I do think men have been cruelly abusive to women in many cultures. The Judeo-Christian heritage we were fortunate enough to be born into is one of the few cultures in history where women have had the opportunity to live as we live, with any kind of fulfillment or choice. Sharia, purdah, cultures where women are bought and sold, the bondage that marriage can be in cultures where polygamy is practiced; women are objects, property in many cultures in the history of the world. It is just another reason to love America that we are so free. Just think of women’s suffrage; that men would (whether they had to or not according to the Constitution is a separate issue.) vote to allow women that political right. Men are often generous in their friendship towards women and I know many such.

Which makes it all the sadder that it is in no way presumptuous for you to say that women are objectifying themselves and inviting abuse. We have written before about this in terms of clothing, but that was only emblematic of the problem at large. Perhaps in another generation we all will have sorted out how to live together well and happily. Manfield’s current sadness at the failure of today certainly resonates. I don’t know if we need pedestals, but we do need some comfortable place to stand in relation to men, equal and free, and yet not ever the same.

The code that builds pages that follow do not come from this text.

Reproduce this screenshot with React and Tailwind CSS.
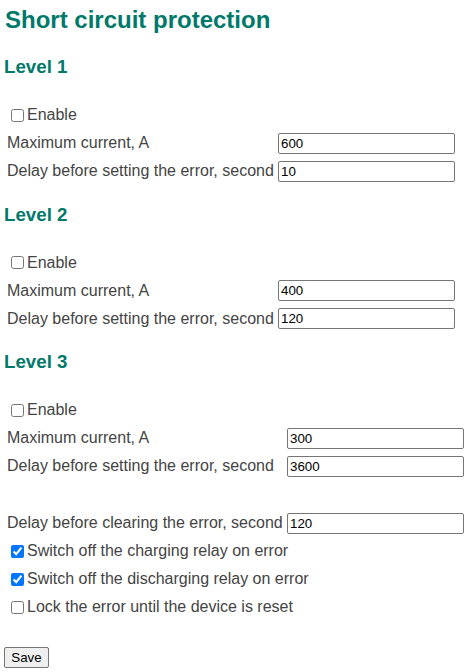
import React from "react";

const font = { fontFamily: '"Liberation Sans", Arial, sans-serif' };

function Check({ label, checked }) {
  return (
    <label className="flex items-center h-[28px] pl-[7px] gap-[3px] text-[16px] leading-[18px] text-[#444]">
      <input type="checkbox" defaultChecked={checked} className="m-0 w-[13px] h-[13px] accent-[#0075ff]" />
      <span>{label}</span>
    </label>
  );
}

function Field({ label, value, labelW }) {
  return (
    <div className="flex items-center h-[28px]">
      <div className={`${labelW} pl-[3px] text-[16px] leading-[18px] text-[#444] whitespace-nowrap`}>{label}</div>
      <input
        type="text"
        defaultValue={value}
        className="w-[177px] h-[21px] border border-[#767676] rounded-[2px] px-[2px] text-[13.33px] text-black bg-white outline-none"
      />
    </div>
  );
}

function Level({ n, max, delay, labelW }) {
  return (
    <div>
      <h3 className="text-[18.72px] leading-[22px] font-bold text-[#00796b]">Level {n}</h3>
      <div className="mt-[23px]">
        <Check label="Enable" />
        <Field label="Maximum current, A" value={max} labelW={labelW} />
        <Field label="Delay before setting the error, second" value={delay} labelW={labelW} />
      </div>
    </div>
  );
}

export default function App() {
  return (
    <div className="bg-white w-[472px] h-[672px] pl-[4px] pt-[6px]" style={font}>
      <h2 className="text-[24px] leading-[27px] font-bold text-[#00796b] pl-[1px]">Short circuit protection</h2>
      <div className="mt-[23px] flex flex-col gap-[18.5px]">
        <Level n={1} max="600" delay="10" labelW="w-[274px]" />
        <Level n={2} max="400" delay="120" labelW="w-[274px]" />
        <Level n={3} max="300" delay="3600" labelW="w-[283px]" />
      </div>
      <div className="mt-[29px]">
        <Field label="Delay before clearing the error, second" value="120" labelW="w-[283px]" />
        <Check label="Switch off the charging relay on error" checked />
        <Check label="Switch off the discharging relay on error" checked />
        <Check label="Lock the error until the device is reset" />
      </div>
      <button className="mt-[26px] w-[45px] h-[21px] bg-[#efefef] border border-[#767676] rounded-[2px] text-[13.33px] text-black leading-none">
        Save
      </button>
    </div>
  );
}
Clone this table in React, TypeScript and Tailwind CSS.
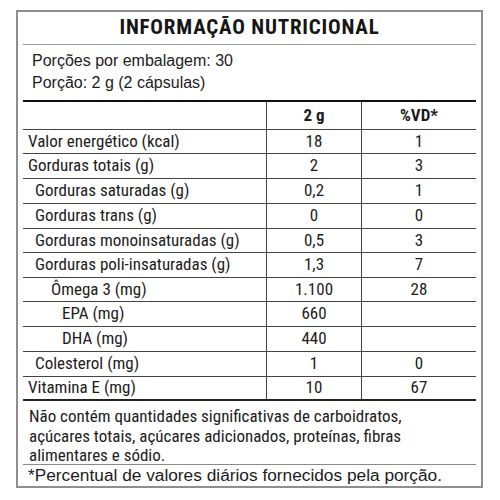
type Row = {
  label: string;
  qty: string;
  vd: string;
  indent: string;
  h: string;
};

const ROWS: Row[] = [
  { label: "Valor energético (kcal)", qty: "18", vd: "1", indent: "pl-[5px]", h: "h-6" },
  { label: "Gorduras totais (g)", qty: "2", vd: "3", indent: "pl-[5px]", h: "h-[25px]" },
  { label: "Gorduras saturadas (g)", qty: "0,2", vd: "1", indent: "pl-[12px]", h: "h-[25px]" },
  { label: "Gorduras trans (g)", qty: "0", vd: "0", indent: "pl-[12px]", h: "h-[25px]" },
  { label: "Gorduras monoinsaturadas (g)", qty: "0,5", vd: "3", indent: "pl-[12px]", h: "h-6" },
  { label: "Gorduras poli-insaturadas (g)", qty: "1,3", vd: "7", indent: "pl-[12px]", h: "h-[25px]" },
  { label: "Ômega 3 (mg)", qty: "1.100", vd: "28", indent: "pl-[28px]", h: "h-6" },
  { label: "EPA (mg)", qty: "660", vd: "", indent: "pl-[39px]", h: "h-[25px]" },
  { label: "DHA (mg)", qty: "440", vd: "", indent: "pl-[39px]", h: "h-[25px]" },
  { label: "Colesterol (mg)", qty: "1", vd: "0", indent: "pl-[12px]", h: "h-[25px]" },
  { label: "Vitamina E (mg)", qty: "10", vd: "67", indent: "pl-[5px]", h: "h-6" },
];

export default function App() {
  return (
    <div className="w-[500px] h-[500px] bg-white pt-[10px] pl-[16px] text-[#1c1c1c]">
      <div className="w-[467px] border-2 border-[#8e8e8e] px-[5px]">
        <div className="h-[32px] flex items-center justify-center font-['Roboto_Condensed',sans-serif] font-bold text-[21px] tracking-[0.8px] text-[#161616]">
          INFORMAÇÃO NUTRICIONAL
        </div>
        <div className="border-b border-[#9a9a9a]" />
        <div className="h-[55px] pt-[5px] pl-[9px] font-['Liberation_Sans',Arial,sans-serif] text-[16px] leading-[22px]">
          <div>Porções por embalagem: 30</div>
          <div>Porção: 2 g (2 cápsulas)</div>
        </div>
        <div className="border-b-2 border-[#111]" />
        <div className="font-['Roboto_Condensed',sans-serif] text-[17px]">
          <div className="flex h-[28px] border-b border-[#444] font-bold">
            <div className="w-[244px] border-r border-[#444]" />
            <div className="w-[95px] border-r border-[#444] flex items-center justify-center">2 g</div>
            <div className="flex-1 flex items-center justify-center">%VD*</div>
          </div>
          {ROWS.map((r, i) => (
            <div
              key={r.label}
              className={`flex ${r.h} ${i === ROWS.length - 1 ? "border-b-2 border-[#222]" : "border-b border-[#444]"}`}
            >
              <div className={`w-[244px] border-r border-[#444] flex items-center ${r.indent}`}>{r.label}</div>
              <div className="w-[95px] border-r border-[#444] flex items-center justify-center">{r.qty}</div>
              <div className="flex-1 flex items-center justify-center">{r.vd}</div>
            </div>
          ))}
          <div className="h-[64px] pl-[6px] pt-[6px] leading-[19.5px] border-b border-[#8a8a8a]">
            Não contém quantidades significativas de carboidratos,
            <br />
            açúcares totais, açúcares adicionados, proteínas, fibras
            <br />
            alimentares e sódio.
          </div>
        </div>
        <div className="h-[21px] pl-[5px] flex items-center font-['Liberation_Sans',Arial,sans-serif] text-[17.3px]">
          *Percentual de valores diários fornecidos pela porção.
        </div>
      </div>
    </div>
  );
}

Kate: Dittoes all around--except the part about sacrificing a career. I hear you but I don’t go all the way down that path because, as I said above, I think the value of a career is highly overstated in our society. For most people, it is just a trumped up name for a job. Some people have callings beyond a mere job--but not as many as would like to think it. I think it came about because--as Mansfield noted, "men need to feel important"--so our society had to figure out a way to glamorize what men do. Unfortunately, women told these noble lies for so long that they started to believe them! And I think that if you are lucky enough to have a family then it is (not entirely, but at least a little bit) greedy to expect another "calling." For what could be calling you with greater force than your home and family? I too had great ambitions as a young woman that (as you can see) I have not entirely discarded--but many of those ambitions I now see were incomplete or not as attractive as I once thought. Teaching, though, is a fine calling and almost as important as motherhood. You are lucky to have both available to you.

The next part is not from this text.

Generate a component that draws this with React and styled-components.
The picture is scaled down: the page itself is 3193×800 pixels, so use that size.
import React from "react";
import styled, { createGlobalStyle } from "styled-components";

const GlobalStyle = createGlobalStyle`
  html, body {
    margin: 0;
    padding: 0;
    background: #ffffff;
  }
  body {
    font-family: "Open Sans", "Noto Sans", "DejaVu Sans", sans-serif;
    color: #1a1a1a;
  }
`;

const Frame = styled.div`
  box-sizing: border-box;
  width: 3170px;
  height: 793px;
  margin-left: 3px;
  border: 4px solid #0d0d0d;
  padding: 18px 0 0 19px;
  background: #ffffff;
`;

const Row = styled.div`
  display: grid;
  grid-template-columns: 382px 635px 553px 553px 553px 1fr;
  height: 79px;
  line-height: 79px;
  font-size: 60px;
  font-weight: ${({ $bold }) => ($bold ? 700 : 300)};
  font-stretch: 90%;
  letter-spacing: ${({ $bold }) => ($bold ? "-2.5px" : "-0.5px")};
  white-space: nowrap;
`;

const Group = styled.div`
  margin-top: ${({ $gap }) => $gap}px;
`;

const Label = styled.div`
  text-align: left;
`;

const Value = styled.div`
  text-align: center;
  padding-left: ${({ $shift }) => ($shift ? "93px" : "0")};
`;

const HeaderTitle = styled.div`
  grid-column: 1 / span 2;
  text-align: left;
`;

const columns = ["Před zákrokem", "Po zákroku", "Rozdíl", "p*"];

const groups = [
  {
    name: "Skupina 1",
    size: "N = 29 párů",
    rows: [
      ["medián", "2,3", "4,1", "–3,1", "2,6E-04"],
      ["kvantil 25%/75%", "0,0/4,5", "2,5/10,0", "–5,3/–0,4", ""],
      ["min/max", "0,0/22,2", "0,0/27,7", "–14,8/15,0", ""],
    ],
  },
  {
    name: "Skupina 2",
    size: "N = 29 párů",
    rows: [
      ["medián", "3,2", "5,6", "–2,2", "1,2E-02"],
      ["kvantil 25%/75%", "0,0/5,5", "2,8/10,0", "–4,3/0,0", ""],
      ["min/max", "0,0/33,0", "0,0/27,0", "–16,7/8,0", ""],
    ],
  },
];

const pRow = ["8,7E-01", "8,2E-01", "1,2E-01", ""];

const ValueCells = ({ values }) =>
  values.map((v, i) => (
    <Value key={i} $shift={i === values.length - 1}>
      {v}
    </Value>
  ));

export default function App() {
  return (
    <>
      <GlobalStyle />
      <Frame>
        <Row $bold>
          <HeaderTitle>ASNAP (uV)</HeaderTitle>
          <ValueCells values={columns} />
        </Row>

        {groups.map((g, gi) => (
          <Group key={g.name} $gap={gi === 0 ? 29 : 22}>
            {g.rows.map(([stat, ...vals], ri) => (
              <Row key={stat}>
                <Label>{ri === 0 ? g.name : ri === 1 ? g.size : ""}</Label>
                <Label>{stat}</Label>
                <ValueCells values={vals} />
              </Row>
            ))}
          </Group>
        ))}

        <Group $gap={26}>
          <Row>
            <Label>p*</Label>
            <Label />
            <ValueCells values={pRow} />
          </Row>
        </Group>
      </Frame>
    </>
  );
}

But if you ever need a third, I suggest you blog or write. You’re good at it.

But let me make myself clear: I’m not opposed to "careers" for women. I’m only opposed to romanticizing careers over and against the family. I even think there are ways to manage a "career" or job with a family. But it’s quite tricky and I though I consider myself to be quite capable, I don’t seem to be able to do it on anything like a full-time (or regular part-time) basis. If women want to work, fine. But they should go into with their eyes wide open and not kid themselves about what, exactly, they are sacrificing.

Thank you for the encouragement. Maybe God will help me find a way, as I do seem to feel "called" to spread out from home and hearth a little. This is not "against" my family as my family is growing up and becoming independent and sometimes seem to be pushing me out the door. Paying college and private high school tuitions is part of my (and their) interest in having a job for money. I am at the other end of what you are doing with family, you see.

You are very right, very correct, to my way of thinking, in how you see "careers" and how you value your family. The women I mentioned who stopped speaking to me when I expressed my love for my family did so because I was forcing them to think about what they were sacrificing. They seemed to need not to hear it, and I always wondered if it did not hurt them that I had found a way. Or ought I say, I found a man who would keep me so I could raise our children and do something very important in a small way. Without manly men, you and I and women like us do not have a chance.


That you have a foot in the public space via this blogging is a wonderful thing and pleases me about you. I enjoy your writing, too, and hope you keep finding scope for it. Have you seen the new post on men and women and relative rates of success in colleges? We might join them there as it pertains to our train of thought.

Kate: I don’t mean to imply in any way that YOU are sacrificing your family or their interests because you are able now to fulfill some of your own (and, as you correctly note, the money it generates fulfills some of theirs). (I’ve got kids in private school too so I know what you’re talking about--as soon as I get them both in there full time I’ll be looking for ways to help out with the tuition too!) These things we’re discussing are general principles that do not apply in a hard and fast way to any given situation. As kids grow up their needs change and we can change with that in ways that suit everyone’s interests best. But I also think that mothers have to be careful not to put themselves in situations that do not give them the room for changing with their children’s needs. It can be very easy to fool oneself about what one’s children need if their needs are put into a position of having to compete with one’s own. But that’s not unique to mothers. Fathers struggle with that as well--as, for example, when they have a chance at a promotion that requires a move, etc. Life does require us to grow up and it seems we never quite finish that process . . . darn it!

I’ll try to meet up with you again in that new post about men in college if I have anything else to say about it (though I think I have exhausted my thoughts on the matter elsewhere). But it won’t be today. My taxi/lifeguard/vet/cook/housekeeper services are needed today in a big way.

Yes, yes, and yes. My yesterday was spent helping my aging mother in one of her favorite, and very American activities; going mall shopping. My mother is a lovely woman and in no way a dog, but she does remind me of an aging hunting dog a friend once had. She was so willing to go for a run, but her legs wouldn’t carry her far any more. Every other instinct was in play, but her body couldn’t meet her expectation, and it was a sad thing. My mom in a department store during a sale, and surely she was once one of the great shoppers of the Western World, is the same way. I run and fetch and ferry her about to save her legs from her too-many desired steps. She shuffles along, head held way up, scenting the air-conditioning for the hint of a good buy, the sight of a 70% off sales sign. Then, after far fewer fruitful hours than she might have enjoyed in her gloriously spendy past, I took her home so she could collapse in a nap and I rushed off to feed the kids. Factoring the aging parent in the mix.... the following frontier.